Q2: Can I use the substitution rule for indefinite integrals?

A: Yes, the substitution rule is also used for indefinite integrals. The main difference is that you don’t change the limits of integration. After integrating with respect to $u$, you substitute back $g(x)$ for $u$ to express the antiderivative in terms of $x$, and remember to add the constant of integration ‘+ C’.

Q3: What if my substitution doesn’t seem to simplify the integral?

A: It’s possible you chose a suboptimal substitution. Try identifying a different part of the integrand to substitute. Sometimes, a combination of substitutions or a different integration technique (like integration by parts) might be needed.

Q4: Does the substitution variable have to be ‘u’?

A: No, ‘u’ is just a common convention. You can use any other variable (like ‘v’, ‘w’, ‘t’, etc.) as long as you are consistent throughout your calculation.

Q5: What happens if the integrand has terms involving both x and u after substitution?

A: This indicates an incomplete substitution. The goal is to rewrite the entire integral in terms of the new variable ($u$ in this case). If terms with $x$ remain, you must use the substitution expression $u=g(x)$ to eliminate them, solving for $x$ in terms of $u$ if necessary.

Q6: How do I handle trigonometric functions using substitution?

A: Substitution is very useful for trigonometric integrals. For example, to integrate $\int \sin(2x) \cos(2x) \, dx$, you could let $u = \sin(2x)$. Then $du = 2\cos(2x) \, dx$, simplifying the integral to $\int \frac{1}{2} u \, du$.

Q7: Can this method be used for multiple integrals?

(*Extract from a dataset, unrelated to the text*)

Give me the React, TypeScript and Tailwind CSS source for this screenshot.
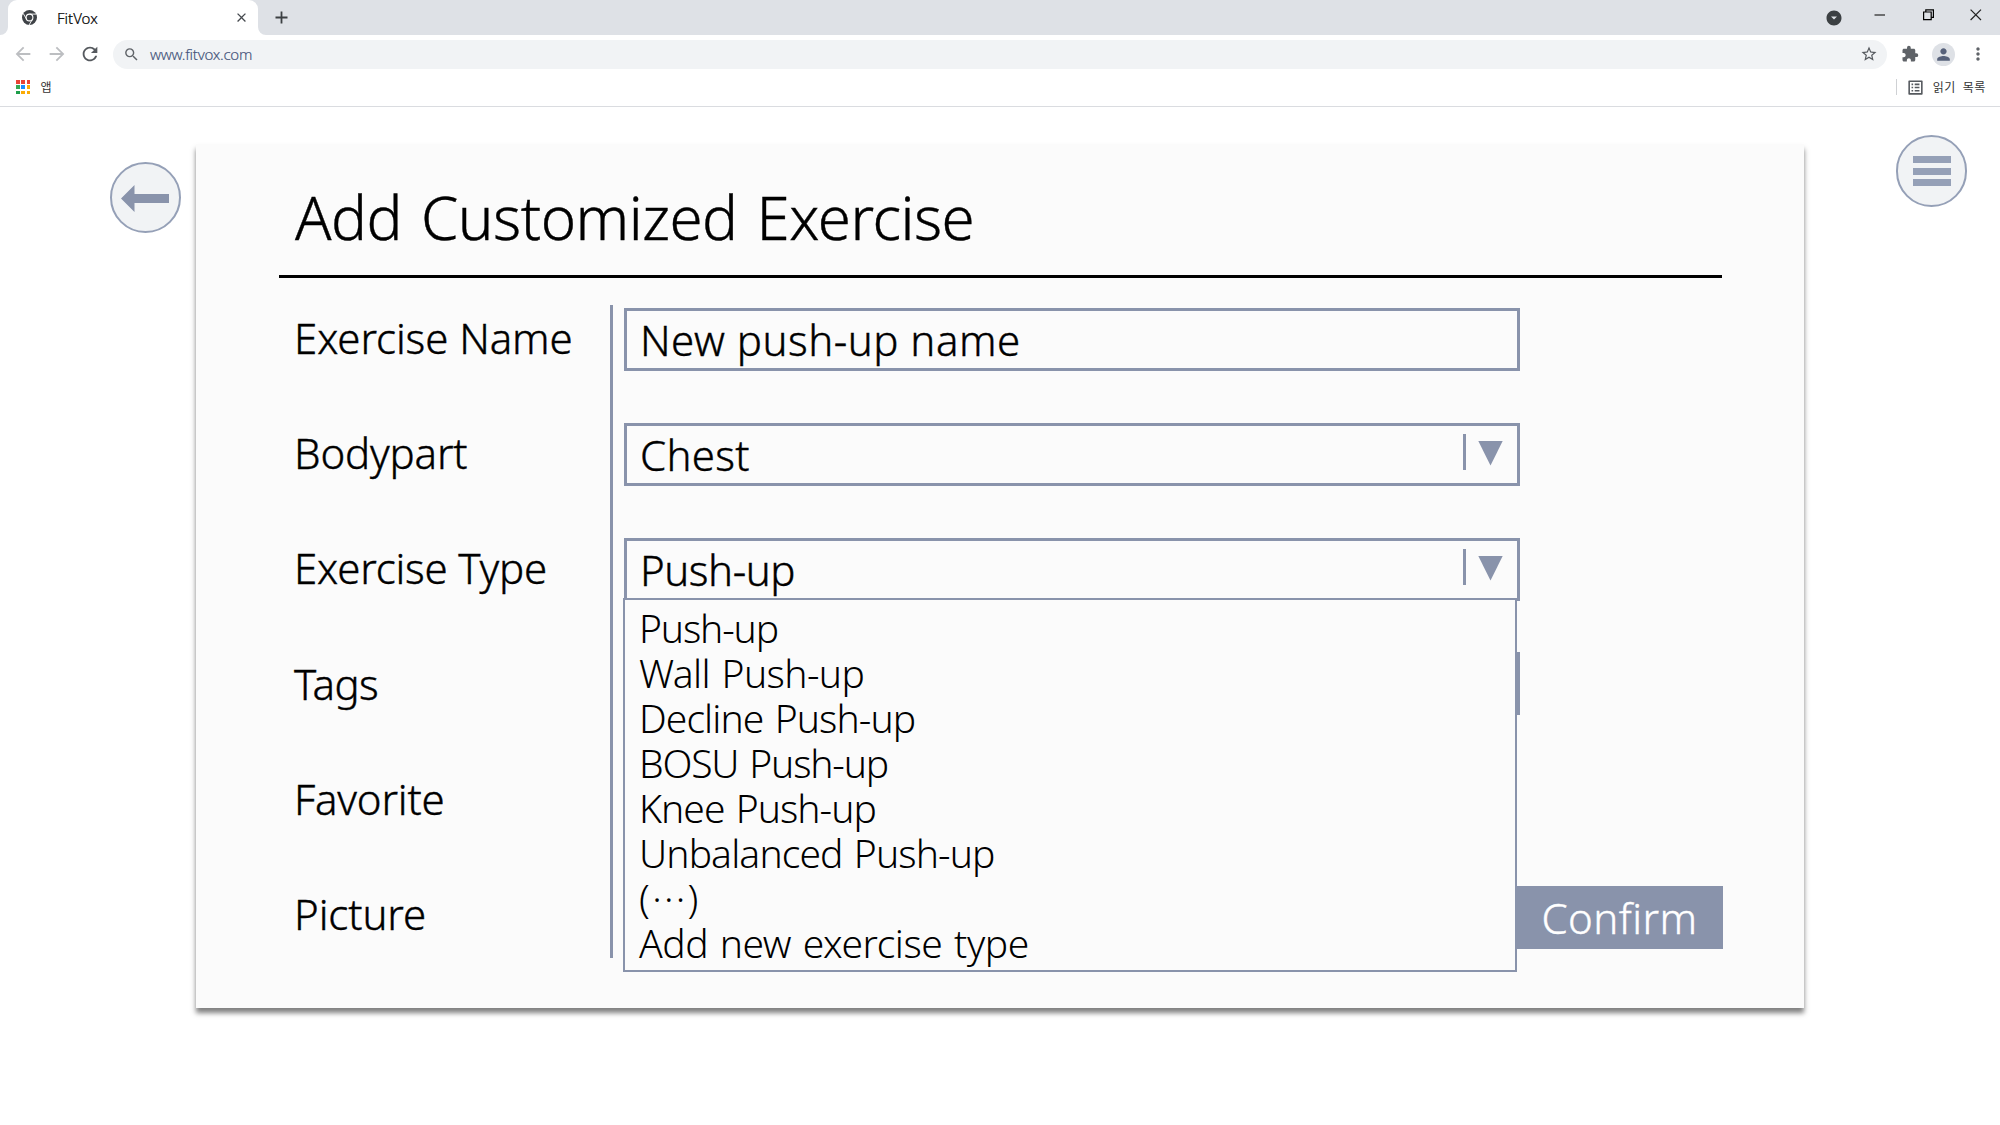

A: Yes, a similar concept called a change of variables is used for multiple integrals (double, triple integrals). It involves transforming the variables (e.g., from Cartesian to polar coordinates) and adjusting the differential area/volume element ($dA$, $dV$) using the Jacobian determinant.

Q8: What is the relationship between substitution and the chain rule?

A: The substitution rule for integration is the inverse operation of the chain rule for differentiation. Just as the chain rule helps differentiate composite functions, substitution helps integrate them by simplifying the process.